Koji Wakamatsu’s The Ecstasy of the Angels “has a grammar all its own, one constructed to support a politics that are also all its own,” writes Brandon Harris at the New Inquiry. “Movies like this are too busy inventing there own film language from the ground up to be so adored, even by the most astute observers, in their own time.” He then segues into Carlos Reygadas’s Post Tenebras Lux and Terrence Malick’s To the Wonder.
IN THE WORKS
“After lengthy negotiations, John Hawkes and Michael Cera have signed on to topline How And Why, FX Networks’ half-hour comedy pilot from Oscar-winning screenwriter Charlie Kaufman.” Nellie Andreeva has the story at Deadline.
“The Cinema of Alain Robbe-Grillet” from Kino Lorber
Cera is also one of the directors tapped by WGN America to take on segments in its series Ten Commandments. As Tim Kenneally reports at TheWrap, he’ll be joining Gus Van Sant, Lee Daniels, Wes Craven and Jim Sheridan.
Zach Galifianakis will star in a new FX show co-written and executive produced by Louis C.K., reports Sean O’Neal at the AV Club.
Back to the big screen. Hou Hsiao-hsien has wrapped 15 months of shooting Assassins, reports Stephen Cremin at Film Biz Asia. “Based on a short story, the film stars Shu Qi as a female assassin during the Tang Dynasty (618-907 A.D.) who begins to question her loyalties when she falls in love with one of her targets.”
Adam Driver’s joined Andrew Garfield, Ken Watanabe and Issei Ogata in the cast of Martin Scorsese’s Silence, reports the Playlist‘s Kevin Jagernauth.
LIST
James Hansen‘s listed his top 13 films of 2013. “While not quite on purpose, this list reflects the desire for unique images, assemblages, and experiences outside the confines of traditional narrative, character, and story.” #1: Lucien Castaing-Taylor and Véréna Paravel‘s Leviathan.
AWARDS
The Cinema Audio Society has announced its nominees for the 50th Annual CAS Awards for Outstanding Achievement in Sound Mixing for 2013 in six categories. Teams of five or six or more are nominated for each film (or television show), and that’s too many names to list here, but know that the five live action features to make the cut are Captain Phillips, Gravity, Inside Llewyn Davis, Iron Man 3 and Lone Survivor.
The Australian Academy of Cinema and Television Arts has presented a round of awards that are “effectively the Oscars of the Australian film industry,” as Guy Lodge puts it at In Contention, where he’s got the full list of winners and nominees: “Gravity came out on top, taking Best Picture and Director, with 12 Years a Slave and American Hustle also going home with multiple awards.”
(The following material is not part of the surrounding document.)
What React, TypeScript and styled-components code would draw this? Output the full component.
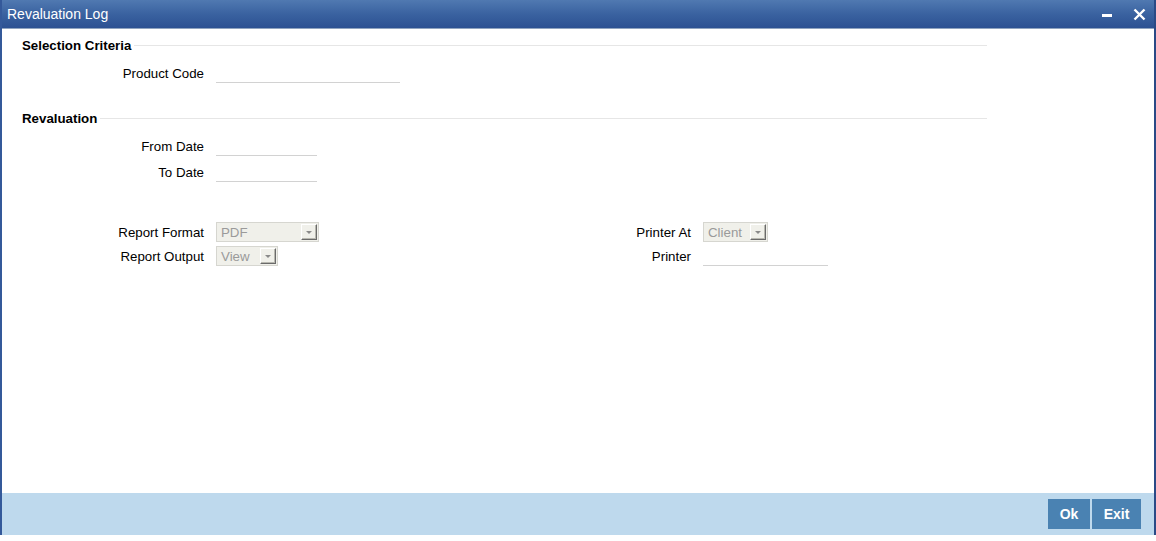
import React from 'react';
import styled, { createGlobalStyle } from 'styled-components';

const GlobalStyle = createGlobalStyle`
  html, body {
    margin: 0;
    padding: 0;
    background: #ffffff;
  }
  body {
    font-family: "Liberation Sans", Arial, Helvetica, sans-serif;
    font-size: 13.3px;
    color: #000;
  }
`;

const Window = styled.div`
  display: flex;
  flex-direction: column;
  width: 1156px;
  height: 535px;
  box-sizing: border-box;
  border-left: 2px solid #34599a;
  border-right: 2px solid #2a4a86;
  background: #ffffff;
`;

const TitleBar = styled.div`
  display: flex;
  align-items: center;
  height: 28px;
  padding: 0 8px 0 5px;
  background: linear-gradient(to bottom, #5079b1 0%, #3a62a0 50%, #2c5192 100%);
  border-bottom: 1px solid #8fa3bf;
  color: #ffffff;
  flex-shrink: 0;
`;

const Title = styled.div`
  flex: 1;
  font-size: 14px;
`;

const TitleButtons = styled.div`
  display: flex;
  align-items: center;
  gap: 18px;
`;

const IconButton = styled.button`
  display: flex;
  align-items: center;
  justify-content: center;
  width: 14px;
  height: 14px;
  padding: 0;
  border: none;
  background: transparent;
  cursor: pointer;
`;

const Body = styled.div`
  flex: 1;
  padding-top: 6px;
`;

const SectionHeader = styled.div<{ $gapTop?: number }>`
  display: flex;
  align-items: center;
  gap: 3px;
  height: 20px;
  width: 965px;
  margin-left: 20px;
  margin-top: ${(p) => p.$gapTop ?? 0}px;
  font-weight: bold;
`;

const HeaderLine = styled.div`
  flex: 1;
  height: 1px;
  background: #e6e6e6;
`;

const Rows = styled.div<{ $gapTop?: number }>`
  display: flex;
  flex-direction: column;
  margin-top: ${(p) => p.$gapTop ?? 0}px;
`;

const Row = styled.div<{ $h?: number }>`
  display: grid;
  grid-template-columns: 202px 300px 163px 1fr;
  column-gap: 12px;
  align-items: center;
  height: ${(p) => p.$h ?? 26}px;
`;

const Label = styled.label`
  text-align: right;
  white-space: nowrap;
`;

const TextInput = styled.input<{ $w: number }>`
  box-sizing: border-box;
  width: ${(p) => p.$w}px;
  height: 20px;
  padding: 0 3px;
  border: none;
  border-bottom: 1px solid #d2d2d2;
  background: transparent;
  font-family: inherit;
  font-size: 13.3px;
  outline: none;
`;

const SelectBox = styled.div<{ $w: number }>`
  box-sizing: border-box;
  display: flex;
  align-items: center;
  width: ${(p) => p.$w}px;
  height: 20px;
  padding: 0 1px 0 4px;
  border: 1px solid #d6d6d0;
  background: #f0f0ea;
  color: #9a9a9a;
  font-size: 13.3px;
`;

const SelectText = styled.span`
  flex: 1;
`;

const Arrow = styled.span`
  box-sizing: border-box;
  display: flex;
  align-items: center;
  justify-content: center;
  width: 16px;
  height: 16px;
  background: #f0f0ea;
  border-top: 1px solid #ffffff;
  border-left: 1px solid #ffffff;
  border-right: 1px solid #6a6a6a;
  border-bottom: 1px solid #6a6a6a;
  box-shadow: inset -1px -1px 0 #b8b8b0;
`;

const Footer = styled.div`
  display: flex;
  justify-content: flex-end;
  align-items: center;
  gap: 2px;
  height: 42px;
  padding-right: 13px;
  background: #bed9ed;
  flex-shrink: 0;
`;

const FooterButton = styled.button<{ $w: number }>`
  width: ${(p) => p.$w}px;
  height: 30px;
  padding: 0;
  border: none;
  background: #4a82b2;
  color: #ffffff;
  font-family: inherit;
  font-size: 14px;
  font-weight: bold;
  cursor: pointer;
`;

function Select({ value, width }: { value: string; width: number }) {
  return (
    <SelectBox $w={width}>
      <SelectText>{value}</SelectText>
      <Arrow>
        <svg width="8" height="5" viewBox="0 0 8 5">
          <path d="M1 1 L7 1 L4 4 Z" fill="#8a8a8a" />
        </svg>
      </Arrow>
    </SelectBox>
  );
}

export default function App() {
  return (
    <>
      <GlobalStyle />
      <Window>
        <TitleBar>
          <Title>Revaluation Log</Title>
          <TitleButtons>
            <IconButton aria-label="Minimize">
              <svg width="12" height="12" viewBox="0 0 12 12">
                <rect x="1" y="6" width="10" height="3" fill="#ffffff" />
              </svg>
            </IconButton>
            <IconButton aria-label="Close">
              <svg width="13" height="13" viewBox="0 0 13 13">
                <path d="M1.5 1.5 L11.5 11.5 M11.5 1.5 L1.5 11.5" stroke="#ffffff" strokeWidth="2.4" />
              </svg>
            </IconButton>
          </TitleButtons>
        </TitleBar>

        <Body>
          <SectionHeader>
            Selection Criteria
            <HeaderLine />
          </SectionHeader>
          <Rows $gapTop={5}>
            <Row>
              <Label>Product Code</Label>
              <TextInput $w={184} />
            </Row>
          </Rows>

          <SectionHeader $gapTop={22}>
            Revaluation
            <HeaderLine />
          </SectionHeader>
          <Rows $gapTop={5}>
            <Row>
              <Label>From Date</Label>
              <TextInput $w={101} />
            </Row>
            <Row>
              <Label>To Date</Label>
              <TextInput $w={101} />
            </Row>
          </Rows>

          <Rows $gapTop={35}>
            <Row $h={24}>
              <Label>Report Format</Label>
              <Select value="PDF" width={103} />
              <Label>Printer At</Label>
              <Select value="Client" width={65} />
            </Row>
            <Row $h={24}>
              <Label>Report Output</Label>
              <Select value="View" width={62} />
              <Label>Printer</Label>
              <TextInput $w={125} />
            </Row>
          </Rows>
        </Body>

        <Footer>
          <FooterButton $w={42}>Ok</FooterButton>
          <FooterButton $w={49}>Exit</FooterButton>
        </Footer>
      </Window>
    </>
  );
}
The new U.S. trailer for Ben Wheatley’s A Field in England
“The Broadcast Film Critics Association has announced recipients of honorary awards for the upcoming Critics’ Choice Movie Awards being held on Thursday,” reports Kristopher Tapley at In Contention. “Before Midnight scribes Julie Delpy, Ethan Hawke and Richard Linklater have been tapped for the Louis XIII Genius Award, to be presented by actor Matthew McConaughey…. Forest Whitaker, meanwhile, will receive the organization’s Joel Siegel Award, presented by Oprah Winfrey.”
“Jerry Lewis has been selected to receive a Lifetime Achievement Award from Hollywood’s union publicists,” reports Variety‘s Dave McNary. “Lewis will be presented the trophy at the Publicists Awards Luncheon at the Beverly Wilshire Hotel on Feb. 28.”
Steve McQueen and 12 Years a Slave top the second annual Team Experience awards.